Lira robbed the following banks:

  • On December 3, 2015, he robbed the Umpqua Bank at 1801 Douglas Blvd. in Roseville;

  • On December 11, 2015, he robbed the Wells Fargo Bank at 3456 McHenry Avenue in Modesto;

  • On December 17, 2015, he robbed the Wells Fargo Bank at 4400 Tassajara Road in Dublin;

  • On December 23, 2015, he robbed the U.S. Bank at 2111 Oroville Dam Blvd. East in Oroville;

  • On January 6, 2016, he robbed the U.S. Bank at 2175 W. Grant Line Road in Tracy.

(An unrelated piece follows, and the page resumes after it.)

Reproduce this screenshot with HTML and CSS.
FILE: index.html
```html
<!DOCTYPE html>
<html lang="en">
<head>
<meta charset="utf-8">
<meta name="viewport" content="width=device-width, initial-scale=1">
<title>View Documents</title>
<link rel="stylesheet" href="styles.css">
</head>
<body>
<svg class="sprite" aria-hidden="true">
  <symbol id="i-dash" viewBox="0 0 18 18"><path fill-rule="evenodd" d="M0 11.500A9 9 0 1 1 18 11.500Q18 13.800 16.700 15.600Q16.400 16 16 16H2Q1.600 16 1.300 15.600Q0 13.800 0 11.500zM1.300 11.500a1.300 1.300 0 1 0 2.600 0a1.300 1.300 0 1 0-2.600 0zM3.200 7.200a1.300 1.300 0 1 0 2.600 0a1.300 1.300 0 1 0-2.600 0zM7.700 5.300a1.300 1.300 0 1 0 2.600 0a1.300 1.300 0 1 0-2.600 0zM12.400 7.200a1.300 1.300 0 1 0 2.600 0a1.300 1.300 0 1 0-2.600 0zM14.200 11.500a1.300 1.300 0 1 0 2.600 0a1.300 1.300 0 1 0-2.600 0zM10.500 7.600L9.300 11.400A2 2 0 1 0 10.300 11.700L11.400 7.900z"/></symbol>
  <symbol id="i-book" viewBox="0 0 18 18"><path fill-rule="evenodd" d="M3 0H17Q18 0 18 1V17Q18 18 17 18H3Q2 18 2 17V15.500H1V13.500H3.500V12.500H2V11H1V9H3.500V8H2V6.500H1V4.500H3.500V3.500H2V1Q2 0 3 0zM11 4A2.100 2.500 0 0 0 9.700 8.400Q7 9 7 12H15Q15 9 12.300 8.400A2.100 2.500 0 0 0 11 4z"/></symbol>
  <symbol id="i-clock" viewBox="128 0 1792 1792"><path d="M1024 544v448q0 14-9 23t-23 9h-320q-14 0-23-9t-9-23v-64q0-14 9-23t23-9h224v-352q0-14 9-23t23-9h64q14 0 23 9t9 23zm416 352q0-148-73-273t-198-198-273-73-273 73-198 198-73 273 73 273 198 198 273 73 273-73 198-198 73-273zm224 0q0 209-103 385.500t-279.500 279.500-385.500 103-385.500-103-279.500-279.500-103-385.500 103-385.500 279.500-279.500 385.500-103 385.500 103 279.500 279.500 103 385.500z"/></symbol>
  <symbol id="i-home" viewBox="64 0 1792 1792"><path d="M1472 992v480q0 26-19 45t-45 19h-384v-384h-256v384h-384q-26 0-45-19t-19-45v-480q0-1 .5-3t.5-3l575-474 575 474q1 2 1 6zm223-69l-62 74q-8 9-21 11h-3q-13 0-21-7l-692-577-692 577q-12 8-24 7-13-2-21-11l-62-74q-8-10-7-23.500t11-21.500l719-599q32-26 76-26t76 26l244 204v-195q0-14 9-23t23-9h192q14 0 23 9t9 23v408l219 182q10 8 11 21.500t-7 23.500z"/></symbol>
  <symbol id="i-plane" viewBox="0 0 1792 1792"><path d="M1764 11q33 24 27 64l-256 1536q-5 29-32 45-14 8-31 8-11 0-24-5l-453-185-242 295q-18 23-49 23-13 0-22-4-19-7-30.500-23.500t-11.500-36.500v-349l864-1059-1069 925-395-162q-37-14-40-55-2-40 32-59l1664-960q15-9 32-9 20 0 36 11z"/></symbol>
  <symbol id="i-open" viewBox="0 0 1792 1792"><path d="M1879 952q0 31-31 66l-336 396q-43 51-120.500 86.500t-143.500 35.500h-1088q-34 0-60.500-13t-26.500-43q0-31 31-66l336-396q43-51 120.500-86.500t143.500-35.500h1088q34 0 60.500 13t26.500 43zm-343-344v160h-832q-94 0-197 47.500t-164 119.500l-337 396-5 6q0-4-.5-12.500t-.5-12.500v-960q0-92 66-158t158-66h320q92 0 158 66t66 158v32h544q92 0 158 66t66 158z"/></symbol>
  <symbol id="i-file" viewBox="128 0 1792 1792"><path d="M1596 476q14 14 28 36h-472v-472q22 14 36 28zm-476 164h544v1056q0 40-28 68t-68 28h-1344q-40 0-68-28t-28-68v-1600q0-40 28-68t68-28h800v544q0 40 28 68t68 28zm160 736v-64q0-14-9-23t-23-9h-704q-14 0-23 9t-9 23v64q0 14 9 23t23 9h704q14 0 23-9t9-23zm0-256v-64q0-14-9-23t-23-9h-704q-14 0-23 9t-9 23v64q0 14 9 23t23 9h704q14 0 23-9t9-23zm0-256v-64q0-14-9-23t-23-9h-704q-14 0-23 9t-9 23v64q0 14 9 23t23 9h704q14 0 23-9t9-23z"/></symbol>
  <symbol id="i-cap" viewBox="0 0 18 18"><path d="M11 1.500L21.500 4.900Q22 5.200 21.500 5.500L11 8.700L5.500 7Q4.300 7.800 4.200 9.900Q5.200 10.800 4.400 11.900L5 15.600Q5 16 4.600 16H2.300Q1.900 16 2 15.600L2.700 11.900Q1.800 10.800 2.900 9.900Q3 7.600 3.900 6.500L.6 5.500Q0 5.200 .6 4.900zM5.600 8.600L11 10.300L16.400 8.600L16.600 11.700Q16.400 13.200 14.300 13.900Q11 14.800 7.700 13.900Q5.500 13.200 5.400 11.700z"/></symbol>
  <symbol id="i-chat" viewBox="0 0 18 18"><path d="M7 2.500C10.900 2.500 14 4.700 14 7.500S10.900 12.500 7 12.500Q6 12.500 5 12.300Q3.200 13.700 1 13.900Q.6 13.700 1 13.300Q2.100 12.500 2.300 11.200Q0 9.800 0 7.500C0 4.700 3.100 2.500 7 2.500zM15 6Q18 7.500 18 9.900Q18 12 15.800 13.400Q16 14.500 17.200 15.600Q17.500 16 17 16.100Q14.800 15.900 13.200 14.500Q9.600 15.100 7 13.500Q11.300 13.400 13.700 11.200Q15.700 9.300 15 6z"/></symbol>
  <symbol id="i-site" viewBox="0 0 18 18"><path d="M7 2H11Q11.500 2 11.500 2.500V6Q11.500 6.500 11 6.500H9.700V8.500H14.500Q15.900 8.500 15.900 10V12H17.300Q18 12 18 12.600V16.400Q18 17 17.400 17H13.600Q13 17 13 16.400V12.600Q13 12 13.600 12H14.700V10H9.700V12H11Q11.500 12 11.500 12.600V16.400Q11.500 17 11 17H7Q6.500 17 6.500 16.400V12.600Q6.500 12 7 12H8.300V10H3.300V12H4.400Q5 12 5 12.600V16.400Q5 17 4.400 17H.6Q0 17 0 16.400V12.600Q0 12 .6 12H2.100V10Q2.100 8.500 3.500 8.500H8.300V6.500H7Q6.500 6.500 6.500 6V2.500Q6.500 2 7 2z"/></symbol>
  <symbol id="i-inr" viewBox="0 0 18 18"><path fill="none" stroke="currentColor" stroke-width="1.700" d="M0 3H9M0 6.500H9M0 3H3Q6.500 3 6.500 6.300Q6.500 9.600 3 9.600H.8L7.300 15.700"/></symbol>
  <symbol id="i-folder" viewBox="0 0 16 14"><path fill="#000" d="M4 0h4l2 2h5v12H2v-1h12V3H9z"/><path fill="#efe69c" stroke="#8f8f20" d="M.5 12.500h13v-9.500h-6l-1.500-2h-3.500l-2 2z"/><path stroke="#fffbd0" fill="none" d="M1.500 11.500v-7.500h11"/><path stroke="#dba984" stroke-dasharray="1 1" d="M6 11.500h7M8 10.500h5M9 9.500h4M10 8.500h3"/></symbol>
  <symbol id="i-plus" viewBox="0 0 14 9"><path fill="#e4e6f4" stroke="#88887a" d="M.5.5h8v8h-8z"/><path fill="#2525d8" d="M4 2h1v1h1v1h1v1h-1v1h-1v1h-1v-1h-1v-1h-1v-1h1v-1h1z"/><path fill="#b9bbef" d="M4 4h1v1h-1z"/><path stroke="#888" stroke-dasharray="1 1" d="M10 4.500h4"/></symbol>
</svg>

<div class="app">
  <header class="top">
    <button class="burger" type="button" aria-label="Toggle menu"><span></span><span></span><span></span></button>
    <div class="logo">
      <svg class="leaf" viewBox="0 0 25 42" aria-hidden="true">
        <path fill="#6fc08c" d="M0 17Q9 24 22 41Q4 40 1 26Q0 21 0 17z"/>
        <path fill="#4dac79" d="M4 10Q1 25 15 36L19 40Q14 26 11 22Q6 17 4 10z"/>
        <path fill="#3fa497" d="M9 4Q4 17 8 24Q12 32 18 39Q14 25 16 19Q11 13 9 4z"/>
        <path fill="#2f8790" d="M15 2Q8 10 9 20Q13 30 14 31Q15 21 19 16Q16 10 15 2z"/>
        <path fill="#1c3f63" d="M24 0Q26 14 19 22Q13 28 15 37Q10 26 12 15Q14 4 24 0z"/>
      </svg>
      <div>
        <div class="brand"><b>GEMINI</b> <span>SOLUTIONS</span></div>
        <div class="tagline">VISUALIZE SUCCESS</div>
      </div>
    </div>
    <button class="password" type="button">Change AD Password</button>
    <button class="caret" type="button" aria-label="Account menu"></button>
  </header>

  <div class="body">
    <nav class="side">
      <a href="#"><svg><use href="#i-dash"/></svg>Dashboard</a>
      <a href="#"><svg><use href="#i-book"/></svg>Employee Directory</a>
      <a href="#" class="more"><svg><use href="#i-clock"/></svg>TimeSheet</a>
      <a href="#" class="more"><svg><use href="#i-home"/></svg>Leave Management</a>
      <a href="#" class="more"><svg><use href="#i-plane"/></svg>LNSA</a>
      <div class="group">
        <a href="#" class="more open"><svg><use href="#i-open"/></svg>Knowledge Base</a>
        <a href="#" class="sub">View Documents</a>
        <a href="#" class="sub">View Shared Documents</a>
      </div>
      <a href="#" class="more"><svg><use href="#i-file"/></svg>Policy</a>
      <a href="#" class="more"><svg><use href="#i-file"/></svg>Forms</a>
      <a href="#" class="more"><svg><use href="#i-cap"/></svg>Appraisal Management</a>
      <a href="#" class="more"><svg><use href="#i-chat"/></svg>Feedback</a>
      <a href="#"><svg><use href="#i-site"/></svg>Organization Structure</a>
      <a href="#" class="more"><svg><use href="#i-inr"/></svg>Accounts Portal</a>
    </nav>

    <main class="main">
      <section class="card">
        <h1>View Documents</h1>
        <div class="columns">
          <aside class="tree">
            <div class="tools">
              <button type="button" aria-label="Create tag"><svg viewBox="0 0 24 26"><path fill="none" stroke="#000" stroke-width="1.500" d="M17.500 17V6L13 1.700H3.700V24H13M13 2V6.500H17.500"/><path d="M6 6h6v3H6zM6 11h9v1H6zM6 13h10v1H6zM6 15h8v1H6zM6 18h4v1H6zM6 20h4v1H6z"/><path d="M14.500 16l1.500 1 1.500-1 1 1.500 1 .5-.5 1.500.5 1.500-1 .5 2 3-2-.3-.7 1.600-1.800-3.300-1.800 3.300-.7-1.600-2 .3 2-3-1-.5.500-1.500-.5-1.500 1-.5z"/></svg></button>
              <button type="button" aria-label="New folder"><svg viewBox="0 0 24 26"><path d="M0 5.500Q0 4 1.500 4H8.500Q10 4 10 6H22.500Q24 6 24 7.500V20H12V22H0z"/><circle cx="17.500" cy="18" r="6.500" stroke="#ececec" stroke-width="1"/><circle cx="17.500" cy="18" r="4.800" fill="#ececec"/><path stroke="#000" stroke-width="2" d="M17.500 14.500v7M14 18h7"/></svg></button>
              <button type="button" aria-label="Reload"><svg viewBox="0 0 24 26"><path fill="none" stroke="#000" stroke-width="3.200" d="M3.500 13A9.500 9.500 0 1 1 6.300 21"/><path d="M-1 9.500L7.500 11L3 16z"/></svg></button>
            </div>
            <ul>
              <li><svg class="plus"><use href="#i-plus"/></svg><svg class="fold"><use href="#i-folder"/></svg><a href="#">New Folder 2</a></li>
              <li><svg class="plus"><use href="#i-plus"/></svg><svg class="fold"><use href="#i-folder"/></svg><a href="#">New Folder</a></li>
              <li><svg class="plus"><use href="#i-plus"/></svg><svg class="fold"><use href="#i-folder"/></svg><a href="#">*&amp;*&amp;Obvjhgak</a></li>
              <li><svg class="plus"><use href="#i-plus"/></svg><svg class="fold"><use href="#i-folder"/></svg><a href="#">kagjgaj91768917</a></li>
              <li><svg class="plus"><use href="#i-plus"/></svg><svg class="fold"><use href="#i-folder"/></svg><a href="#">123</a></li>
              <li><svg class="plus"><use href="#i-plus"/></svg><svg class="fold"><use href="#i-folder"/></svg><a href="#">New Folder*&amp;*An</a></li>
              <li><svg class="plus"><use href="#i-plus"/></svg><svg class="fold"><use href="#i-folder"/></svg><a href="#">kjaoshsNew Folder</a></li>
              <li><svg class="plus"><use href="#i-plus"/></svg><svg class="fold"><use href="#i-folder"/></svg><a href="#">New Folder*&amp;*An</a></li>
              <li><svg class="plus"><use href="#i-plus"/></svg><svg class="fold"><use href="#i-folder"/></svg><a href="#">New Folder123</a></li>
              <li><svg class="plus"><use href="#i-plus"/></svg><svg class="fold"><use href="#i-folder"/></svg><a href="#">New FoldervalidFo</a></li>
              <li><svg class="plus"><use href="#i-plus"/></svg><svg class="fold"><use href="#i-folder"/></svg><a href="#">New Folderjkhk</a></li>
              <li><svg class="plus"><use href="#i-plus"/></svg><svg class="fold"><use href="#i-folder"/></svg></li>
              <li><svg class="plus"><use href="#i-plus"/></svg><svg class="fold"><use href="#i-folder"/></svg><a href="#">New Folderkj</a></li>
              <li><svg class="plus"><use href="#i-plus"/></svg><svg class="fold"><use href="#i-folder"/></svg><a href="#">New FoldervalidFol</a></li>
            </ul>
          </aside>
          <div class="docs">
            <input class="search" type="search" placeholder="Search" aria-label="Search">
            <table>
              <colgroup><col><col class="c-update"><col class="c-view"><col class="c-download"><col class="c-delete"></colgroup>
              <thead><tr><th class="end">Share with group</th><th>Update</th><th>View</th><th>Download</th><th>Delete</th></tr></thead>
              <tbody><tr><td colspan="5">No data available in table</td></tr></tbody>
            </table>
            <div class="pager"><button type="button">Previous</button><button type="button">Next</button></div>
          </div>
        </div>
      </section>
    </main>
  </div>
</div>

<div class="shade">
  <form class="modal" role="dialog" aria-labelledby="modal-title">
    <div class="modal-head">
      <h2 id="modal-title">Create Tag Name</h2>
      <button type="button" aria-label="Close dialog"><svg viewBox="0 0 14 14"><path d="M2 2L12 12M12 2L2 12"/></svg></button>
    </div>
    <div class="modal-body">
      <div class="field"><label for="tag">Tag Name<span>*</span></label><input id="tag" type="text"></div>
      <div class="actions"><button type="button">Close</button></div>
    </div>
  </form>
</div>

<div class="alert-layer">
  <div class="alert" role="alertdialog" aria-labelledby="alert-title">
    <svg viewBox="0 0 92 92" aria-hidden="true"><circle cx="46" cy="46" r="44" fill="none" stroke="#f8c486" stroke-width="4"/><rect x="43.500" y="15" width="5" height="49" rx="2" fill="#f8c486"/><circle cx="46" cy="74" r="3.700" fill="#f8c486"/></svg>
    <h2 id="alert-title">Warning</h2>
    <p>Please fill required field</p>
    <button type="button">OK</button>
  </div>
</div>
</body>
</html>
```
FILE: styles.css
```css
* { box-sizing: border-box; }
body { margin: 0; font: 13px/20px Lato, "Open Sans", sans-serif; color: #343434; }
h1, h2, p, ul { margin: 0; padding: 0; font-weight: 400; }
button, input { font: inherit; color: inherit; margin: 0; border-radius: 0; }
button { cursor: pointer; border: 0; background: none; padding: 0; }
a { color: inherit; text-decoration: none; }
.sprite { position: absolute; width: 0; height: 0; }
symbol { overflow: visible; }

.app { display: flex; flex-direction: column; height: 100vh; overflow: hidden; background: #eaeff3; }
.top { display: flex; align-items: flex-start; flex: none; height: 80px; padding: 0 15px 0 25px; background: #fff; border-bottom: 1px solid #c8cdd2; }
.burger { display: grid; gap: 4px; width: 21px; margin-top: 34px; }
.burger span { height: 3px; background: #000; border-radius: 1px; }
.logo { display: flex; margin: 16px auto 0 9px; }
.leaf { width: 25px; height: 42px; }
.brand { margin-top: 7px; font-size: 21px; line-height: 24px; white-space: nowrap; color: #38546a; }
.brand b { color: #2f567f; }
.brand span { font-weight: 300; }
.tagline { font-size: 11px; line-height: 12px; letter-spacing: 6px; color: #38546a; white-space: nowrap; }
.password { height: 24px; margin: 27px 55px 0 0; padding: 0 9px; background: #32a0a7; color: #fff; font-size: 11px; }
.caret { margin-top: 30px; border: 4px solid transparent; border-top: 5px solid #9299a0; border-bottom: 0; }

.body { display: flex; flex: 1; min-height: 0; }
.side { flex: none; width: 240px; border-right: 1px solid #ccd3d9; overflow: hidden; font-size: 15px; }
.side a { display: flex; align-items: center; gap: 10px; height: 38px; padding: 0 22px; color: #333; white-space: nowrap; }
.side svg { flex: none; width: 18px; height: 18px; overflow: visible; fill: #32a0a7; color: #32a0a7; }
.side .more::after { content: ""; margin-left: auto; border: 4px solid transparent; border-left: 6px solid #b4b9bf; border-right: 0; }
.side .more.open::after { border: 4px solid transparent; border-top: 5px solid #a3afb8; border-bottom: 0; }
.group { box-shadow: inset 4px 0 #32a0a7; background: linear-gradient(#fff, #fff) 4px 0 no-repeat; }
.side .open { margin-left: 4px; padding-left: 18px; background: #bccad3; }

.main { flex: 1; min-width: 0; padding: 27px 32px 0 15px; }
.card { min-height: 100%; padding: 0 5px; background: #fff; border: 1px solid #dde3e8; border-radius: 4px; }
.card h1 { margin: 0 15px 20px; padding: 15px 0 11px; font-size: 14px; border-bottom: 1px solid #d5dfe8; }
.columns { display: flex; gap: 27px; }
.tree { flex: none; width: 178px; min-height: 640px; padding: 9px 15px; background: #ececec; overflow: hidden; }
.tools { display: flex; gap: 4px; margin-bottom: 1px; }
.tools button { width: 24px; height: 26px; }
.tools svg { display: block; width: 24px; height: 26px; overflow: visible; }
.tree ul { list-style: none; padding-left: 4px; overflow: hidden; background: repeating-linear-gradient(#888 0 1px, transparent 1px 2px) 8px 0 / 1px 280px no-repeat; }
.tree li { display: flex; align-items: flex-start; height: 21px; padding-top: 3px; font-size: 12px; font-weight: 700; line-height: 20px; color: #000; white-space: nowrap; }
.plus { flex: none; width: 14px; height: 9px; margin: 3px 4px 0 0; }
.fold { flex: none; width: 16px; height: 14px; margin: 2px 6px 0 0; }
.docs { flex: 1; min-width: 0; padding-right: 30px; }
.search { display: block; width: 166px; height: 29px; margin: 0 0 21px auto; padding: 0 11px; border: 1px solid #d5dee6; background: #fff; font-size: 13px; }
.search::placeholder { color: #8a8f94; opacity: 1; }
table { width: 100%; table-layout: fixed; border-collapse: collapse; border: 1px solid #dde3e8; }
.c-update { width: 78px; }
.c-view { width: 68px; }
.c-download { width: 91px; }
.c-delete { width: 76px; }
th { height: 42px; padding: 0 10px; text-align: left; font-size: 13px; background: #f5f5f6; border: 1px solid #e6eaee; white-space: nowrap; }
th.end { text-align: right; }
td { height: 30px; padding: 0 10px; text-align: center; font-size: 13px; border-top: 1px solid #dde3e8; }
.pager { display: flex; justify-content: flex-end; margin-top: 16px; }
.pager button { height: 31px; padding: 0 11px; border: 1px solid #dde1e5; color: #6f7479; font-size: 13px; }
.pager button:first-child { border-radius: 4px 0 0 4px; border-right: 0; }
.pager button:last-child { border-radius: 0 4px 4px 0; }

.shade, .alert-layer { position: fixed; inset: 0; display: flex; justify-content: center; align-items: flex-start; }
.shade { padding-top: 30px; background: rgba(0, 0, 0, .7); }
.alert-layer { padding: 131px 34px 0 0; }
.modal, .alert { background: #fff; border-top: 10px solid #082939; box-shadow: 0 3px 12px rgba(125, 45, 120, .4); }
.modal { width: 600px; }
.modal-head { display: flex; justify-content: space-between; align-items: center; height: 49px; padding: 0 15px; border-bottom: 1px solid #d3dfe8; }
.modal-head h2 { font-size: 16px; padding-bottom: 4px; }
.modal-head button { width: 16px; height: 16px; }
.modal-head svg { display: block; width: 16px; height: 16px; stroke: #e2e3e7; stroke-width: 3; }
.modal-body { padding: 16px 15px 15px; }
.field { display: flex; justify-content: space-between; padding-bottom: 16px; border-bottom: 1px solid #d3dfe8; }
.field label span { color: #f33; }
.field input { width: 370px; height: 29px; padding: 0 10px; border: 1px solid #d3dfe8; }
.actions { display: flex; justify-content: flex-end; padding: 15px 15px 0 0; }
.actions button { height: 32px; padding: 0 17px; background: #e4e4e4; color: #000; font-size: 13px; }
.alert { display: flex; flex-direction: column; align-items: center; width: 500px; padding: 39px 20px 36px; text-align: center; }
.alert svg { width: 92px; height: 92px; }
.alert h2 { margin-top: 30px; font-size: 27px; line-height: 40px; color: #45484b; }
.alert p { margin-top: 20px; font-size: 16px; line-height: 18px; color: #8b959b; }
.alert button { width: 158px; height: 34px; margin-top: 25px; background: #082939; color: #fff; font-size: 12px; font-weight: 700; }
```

    Lira also attempted to rob two other banks:

  • On December 1, 2015, he attempted to rob the Bank of the West at 1112 Galleria Blvd. in Roseville;

  • On December 11, 2015, he attempted to rob the Delta Bank at 2711 McHenry Avenue in Modesto.

This case is the product of an investigation by the Federal Bureau of Investigation with assistance from the Roseville Police Department, the Tracy Police Department, the Oroville Police Department, the Modesto Police Department, and the Alameda County Sheriff's Department. Assistant U.S. Attorney Michelle Rodriguez is prosecuting the case.

Lira is scheduled to be sentenced by U.S. District Judge Garland E. Burrell Jr. on August 12, 2016. Lira faces a maximum statutory sentence of 20 years in prison and a $250,000 fine for each count. The actual sentence, however, will be determined at the discretion of the court after consideration of any applicable statutory factors and the Federal Sentencing Guidelines, which take into account a number of variables.